Der Präsident der Bundeszentrale für politische Bildung, Thomas Krüger, fordert im Kampf gegen Antisemitismus eine intensivere Vermittlung von historischen Zusammenhängen. "Politische Bildung heißt, dass wir reflektieren, welche Verantwortung Deutschland gegenüber dem Staat Israel hat", sagte Krüger der "Berliner Zeitung" (Samstag). Dies gelte vor dem Hintergrund der Tatsache, "dass die Deutschen Verantwortung tragen für sechs Millionen während des Nationalsozialismus ermordete Juden".

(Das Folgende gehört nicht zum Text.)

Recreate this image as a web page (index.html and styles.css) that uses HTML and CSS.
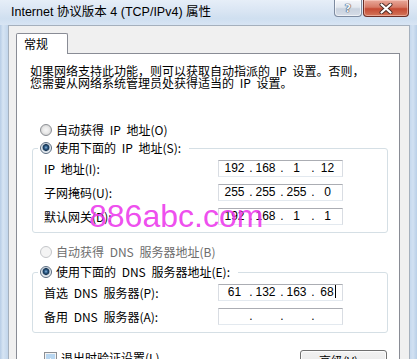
FILE: index.html
```html
<!DOCTYPE html>
<html lang="zh-CN">
<head>
<meta charset="utf-8">
<title>Internet 协议版本 4 (TCP/IPv4) 属性</title>
<link rel="stylesheet" href="styles.css">
</head>
<body>
<div class="window">
  <div class="titlebar">
    <div class="title">Internet 协议版本 4 (TCP/IPv4) 属性</div>
    <div class="caption-buttons">
      <div class="cbtn help"><span class="help-glyph">?</span></div>
      <div class="cbtn close">
        <svg width="14" height="11" viewBox="0 0 14 11">
          <path d="M2.5 1.5 L11.5 9.5 M11.5 1.5 L2.5 9.5" stroke="#4a2a24" stroke-width="4" stroke-linecap="round" fill="none"/>
          <path d="M2.5 1.5 L11.5 9.5 M11.5 1.5 L2.5 9.5" stroke="#ffffff" stroke-width="2.2" stroke-linecap="round" fill="none"/>
        </svg>
      </div>
    </div>
  </div>
  <div class="client">
    <div class="tabs"><div class="tab">常规</div></div>
    <div class="panel">
      <p class="intro">如果网络支持此功能，则可以获取自动指派的 IP 设置。否则，<br>您需要从网络系统管理员处获得适当的 IP 设置。</p>

      <div class="radio top-radio"><span class="rb"></span><span>自动获得 IP 地址(O)</span></div>

      <fieldset class="group first-group">
        <legend class="radio"><span class="rb checked"></span><span>使用下面的 IP 地址(S):</span></legend>
        <div class="rows">
          <div class="row">
            <span class="lbl">IP 地址(I):</span>
            <div class="ipbox"><span class="oct">192</span><span class="dot">.</span><span class="oct">168</span><span class="dot">.</span><span class="oct">1</span><span class="dot">.</span><span class="oct">12</span></div>
          </div>
          <div class="row">
            <span class="lbl">子网掩码(U):</span>
            <div class="ipbox"><span class="oct">255</span><span class="dot">.</span><span class="oct">255</span><span class="dot">.</span><span class="oct">255</span><span class="dot">.</span><span class="oct">0</span></div>
          </div>
          <div class="row">
            <span class="lbl">默认网关(D):</span>
            <div class="ipbox"><span class="oct">192</span><span class="dot">.</span><span class="oct">168</span><span class="dot">.</span><span class="oct">1</span><span class="dot">.</span><span class="oct">1</span></div>
          </div>
        </div>
      </fieldset>

      <div class="radio disabled dns-auto"><span class="rb"></span><span>自动获得 DNS 服务器地址(B)</span></div>

      <fieldset class="group second-group">
        <legend class="radio"><span class="rb checked"></span><span>使用下面的 DNS 服务器地址(E):</span></legend>
        <div class="rows">
          <div class="row">
            <span class="lbl">首选 DNS 服务器(P):</span>
            <div class="ipbox"><span class="oct">61</span><span class="dot">.</span><span class="oct">132</span><span class="dot">.</span><span class="oct">163</span><span class="dot">.</span><span class="oct">68<span class="caret"></span></span></div>
          </div>
          <div class="row">
            <span class="lbl">备用 DNS 服务器(A):</span>
            <div class="ipbox"><span class="oct"></span><span class="dot">.</span><span class="oct"></span><span class="dot">.</span><span class="oct"></span><span class="dot">.</span><span class="oct"></span></div>
          </div>
        </div>
      </fieldset>

      <div class="footer">
        <div class="check"><span class="cb"></span><span>退出时验证设置(L)</span></div>
        <div class="btn">高级(V)...</div>
      </div>
    </div>
  </div>
  <div class="watermark">886abc.com</div>
</div>
</body>
</html>
```

FILE: styles.css
```css
html, body {
  margin: 0;
  padding: 0;
}
body {
  width: 417px;
  height: 359px;
  overflow: hidden;
  background: linear-gradient(90deg, #b7cde6 0px, #d6e4f3 3px, #c2d6ec 8px, #c2d6ec 409px, #d2e1f2 413px, #b9cfe7 417px);
}
.window {
  position: relative;
  width: 417px;
  height: 359px;
}
.titlebar {
  height: 25px;
  display: flex;
  align-items: flex-start;
  padding: 0 8px 0 11px;
  background: linear-gradient(180deg, #e6eef8 0%, #d9e5f3 45%, #cfdff0 75%, #d8e5f4 100%);
}
.title {
  font-family: "Liberation Sans", "Noto Sans CJK SC", sans-serif;
  font-size: 12.5px;
  line-height: 25px;
  color: #000;
  white-space: nowrap;
}
.caption-buttons {
  margin-left: auto;
  display: flex;
  gap: 1px;
}
.cbtn {
  height: 17px;
  box-sizing: border-box;
  border-radius: 0 0 4px 4px;
  border-style: solid;
  border-width: 0 1px 1px 1px;
  display: flex;
  align-items: center;
  justify-content: center;
}
.help {
  width: 28px;
  border-color: #7d8ba0;
  background: linear-gradient(180deg, #f4f6fa 0%, #e3e8ef 45%, #c9d2de 55%, #d6dde7 100%);
  box-shadow: inset 0 0 0 1px rgba(255,255,255,0.6);
}
.help-glyph {
  font-family: "DejaVu Sans", sans-serif;
  font-size: 11px;
  font-weight: bold;
  line-height: 15px;
  color: #f4f6f9;
  text-shadow: 0 0 1px #3c4a5e, 0 0 1px #3c4a5e, 0 0 1px #3c4a5e;
}
.close {
  width: 46px;
  border-color: #6b2e26;
  background: linear-gradient(180deg, #e9a99b 0%, #d77a66 45%, #c54a33 55%, #d3765a 100%);
  box-shadow: inset 0 0 0 1px rgba(255,220,210,0.5);
}
.close svg {
  display: block;
}
.client {
  margin: 0 7px 0 8px;
  height: 334px;
  border: 1px solid #a5b0bd;
  border-bottom: 0;
  background: #f0f0f0;
  padding: 7px 9px 0 7px;
}
.tabs {
  display: flex;
  height: 20px;
}
.tab {
  position: relative;
  z-index: 1;
  width: 52px;
  height: 21px;
  box-sizing: border-box;
  border: 1px solid #898c95;
  border-bottom: 0;
  border-radius: 2px 2px 0 0;
  background: #ffffff;
  padding-left: 7px;
  font-family: "Noto Sans CJK SC", sans-serif;
  font-size: 12px;
  line-height: 19px;
  color: #000;
}
.panel {
  border: 1px solid #898c95;
  background: #ffffff;
  padding: 0 11px 0 13px;
  height: 400px;
  font-family: "Noto Sans CJK SC", sans-serif;
  font-size: 12px;
  word-spacing: 3px;
  color: #000;
}
.intro {
  margin: 11px 0 0 0;
  line-height: 12px;
  white-space: nowrap;
}
.radio {
  display: flex;
  align-items: center;
  gap: 4px;
  height: 14px;
  line-height: 14px;
  white-space: nowrap;
}
.top-radio {
  margin: 34px 0 0 10px;
}
.dns-auto {
  margin: 12px 0 0 10px;
}
.radio.disabled {
  color: #6d6d6d;
}
.rb {
  width: 12px;
  height: 12px;
  box-sizing: border-box;
  border-radius: 50%;
  border: 1px solid #8c8f94;
  background: radial-gradient(circle at 50% 50%, #f6f6f6 0, #eaeaea 3px, #d8d8d8 5px);
  flex: none;
}
.rb.checked {
  border-color: #5a6c80;
  background: radial-gradient(circle at 50% 45%, #8fb8dc 0, #2f5f8c 1.5px, #15324f 3px, #9fb1c2 3.6px, #e9edf1 4.4px);
}
.disabled .rb {
  border-color: #c4c6c9;
  background: #f4f4f4;
}
.group {
  margin: 0 0 0 2px;
  padding: 5px 0 7px 5px;
  border: 1px solid #d5dfe5;
  border-radius: 3px;
  min-width: 0;
}
.first-group {
  margin-top: 4px;
}
.second-group {
  margin-top: 6px;
}
.group legend {
  padding: 0 8px 0 2px;
}
.rows {
  display: flex;
  flex-direction: column;
  gap: 7px;
  padding-left: 6px;
}
.row {
  display: flex;
  align-items: center;
  height: 17px;
}
.lbl {
  width: 174px;
  flex: none;
  white-space: nowrap;
  line-height: 14px;
}
.ipbox {
  width: 125px;
  height: 17px;
  box-sizing: border-box;
  border: 1px solid;
  border-color: #abadb3 #d9dde3 #e3e9ef #d9dde3;
  background: #fff;
  display: flex;
  align-items: center;
  padding-left: 3px;
  font-family: "Liberation Sans", sans-serif;
  font-size: 12px;
  line-height: 15px;
  word-spacing: 0;
  color: #000;
}
.oct {
  width: 27px;
  box-sizing: border-box;
  padding-right: 2px;
  text-align: center;
  flex: none;
}
.dot {
  width: 4px;
  text-align: center;
  flex: none;
}
.caret {
  display: inline-block;
  width: 1px;
  height: 13px;
  background: #000;
  vertical-align: -2px;
  margin-right: -1px;
  margin-left: 1px;
}
.footer {
  margin-top: 17px;
  display: flex;
  justify-content: space-between;
  align-items: flex-start;
  padding: 0 1px 0 14px;
}
.check {
  display: flex;
  align-items: center;
  gap: 4px;
  height: 14px;
  line-height: 14px;
  margin-top: 1px;
  white-space: nowrap;
}
.cb {
  width: 13px;
  height: 13px;
  box-sizing: border-box;
  border: 1px solid #8c8f94;
  background: #f4f4f4;
  box-shadow: inset 0 0 0 1px #f4f4f4, inset 0 0 0 5px #b8d6f0;
  flex: none;
}
.btn {
  width: 87px;
  height: 23px;
  box-sizing: border-box;
  border: 1px solid #707070;
  border-radius: 3px;
  background: linear-gradient(180deg, #f2f2f2 0%, #ebebeb 50%, #dddddd 51%, #cfcfcf 100%);
  box-shadow: inset 0 0 0 1px #fcfcfc;
  text-align: center;
  line-height: 20px;
  white-space: nowrap;
}
.watermark {
  position: absolute;
  left: 89px;
  top: 200px;
  font-family: "Liberation Sans", sans-serif;
  font-size: 32px;
  line-height: 32px;
  color: rgba(236, 56, 236, 0.9);
  white-space: nowrap;
  pointer-events: none;
}
```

Aufruf an muslimische Verbände

Der Zentralrat der Juden in Deutschland appellierte an die Islamverbände, verstärkt gegen antisemitische Tendenzen in Moscheegemeinden vorzugehen. "Repräsentanten der Muslime haben sich durchaus gegen Antisemitismus positioniert", sagte Zentralratspräsident Josef Schuster der Zeitung "Die Welt" (Samstag). Die Verbände erreichten jedoch nur einen kleinen Teil der Gemeinden.

In vielen Moscheen würden "weiterhin Vorbehalte gegen Juden und gegen Israel verbreitet". Hier seien die muslimischen Verbände aufgerufen, "sehr klar einzuwirken und deutlich zu machen, welcher Wertekodex in Deutschland gilt", betonte Schuster.